CJ: I thought it was cute and very fun to watch. The thing about Kenya I really like is that she is comfortable laughing at herself and not taking herself too seriously. She's entertaining. I thought Cynthia was really funny and totally committed to the part. It was fun to watch it with all the girls, especially the part when Kenya played her own hair care commercial during the pilot! That was hilarious.

Bravotv.com: Did you feel that you and Porsha finally repaired your friendship?
CJ: You know, it's hard to tell. I can't say we were ever really friends, because at the end of the day we have very little in common, and I don't think I can say I know who she really is. I was totally open to it when I arrived on the scene, but it's difficult dealing with someone who's cool with you one minute, then not cool with you the next. I think too many people are inserting their opinions and changing things. I swear we will be past something and "cool," then the very next time I see her it's back to the okey doke or I will catch wind of her throwing jabs in her blog. So honestly I have given up and no longer care to beat that dead horse.

Instead I'm focusing on viable and healthy friendships with people I feel I have things in common with, like Demetria, who's one of the most hardworking and classy (yet still fun) girls I know. Like Cynthia, who supports and attends everyone else’s events. Like Kenya, because even though she's very busy and travels a lot, when we do link up, it's all positive. And like Kandi, who I'm not super close with, but we are getting to know each other more and more. And despite our friends not liking some of the folks we both hang with, Kandi never let that get in the way of being open to a possible friendship with me, and I respect that.

I was hopeful when we got back from the Philippines; Kandi, Porsha, and I even went to a club the day we got back from our 20-something hour trip home. But what happens with these shows is you make progress, but then someone on Twitter may amp you up, and you feel you have to placate those people. Or an episode airs that took place six months ago when things were bad, and even though things are good now, you get in your feelings all over again when you watch the show months later. I suspect this may be the case, but like I said, it's exhausting trying to figure out why people do what they do, so I am throwing in the white towel.
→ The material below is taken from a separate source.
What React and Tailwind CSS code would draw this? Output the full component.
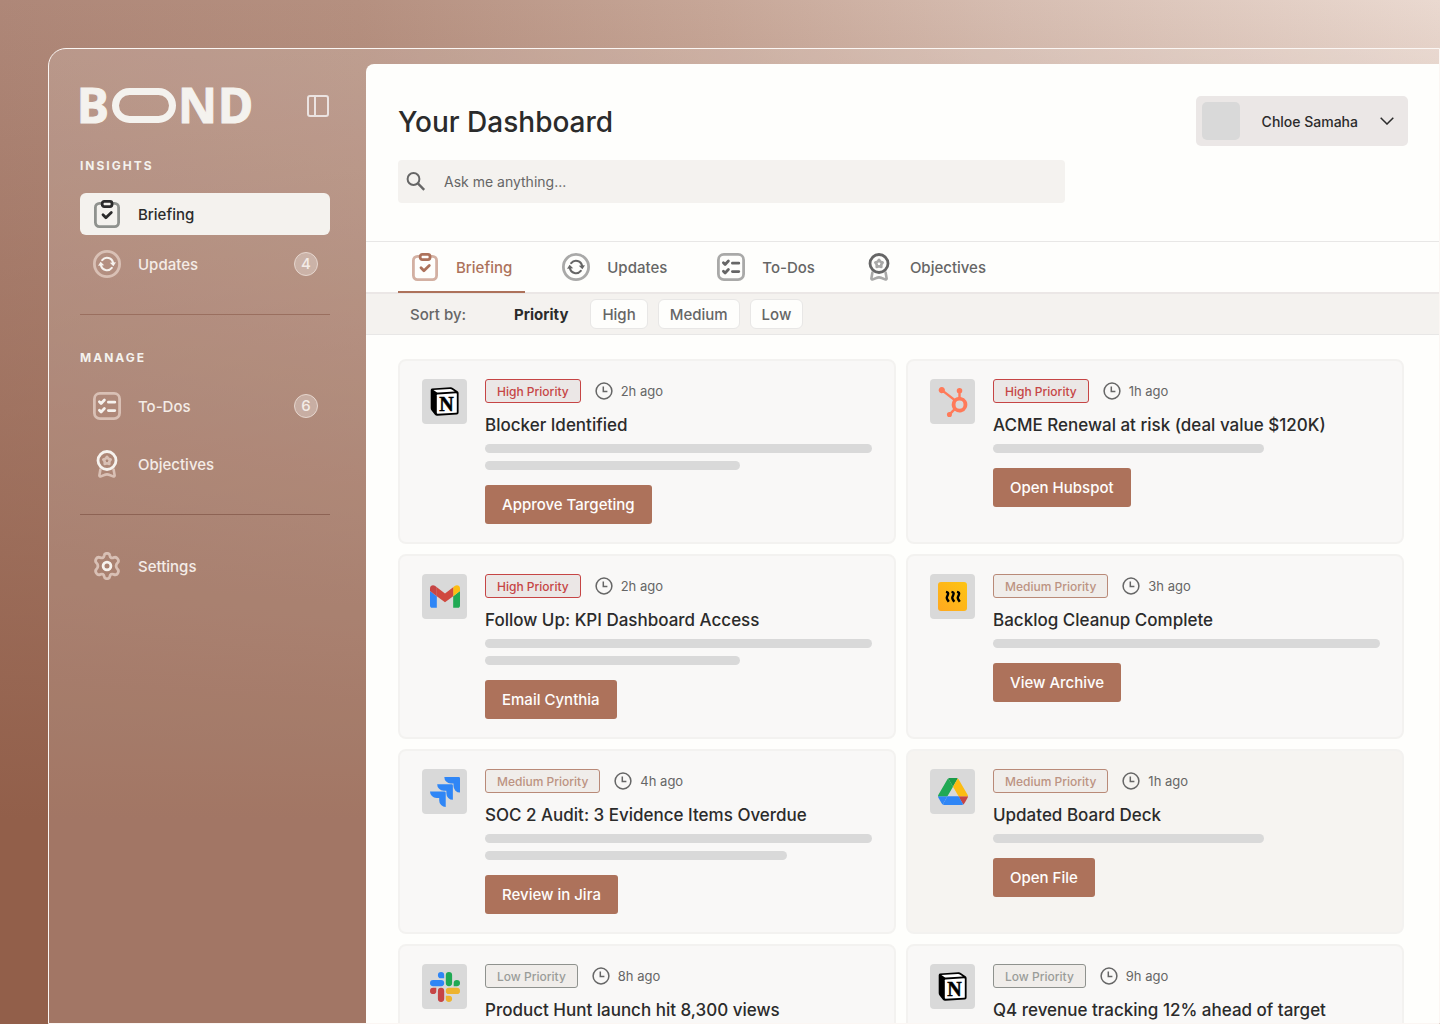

I give up trying. If things change for the best, then hallelujah, and if they do not, I promise I will not lose any more sleep.

The season was fun and stressful -- I laughed a lot, I cried a few times, I opened up about issues I never really get to talk about in my day-to-day life, and I have made some pretty amazing friends. I'm getting calls to do some comedy shows, I have two films coming out later this year, I am dating, and I’m in a very good place! I'm optimistic moving forward and extremely excited about my future here in Atlanta. Thank you to everyone who has reached out to me online and in person. It's been truly flattering and humbling. Love y'all! xoxo!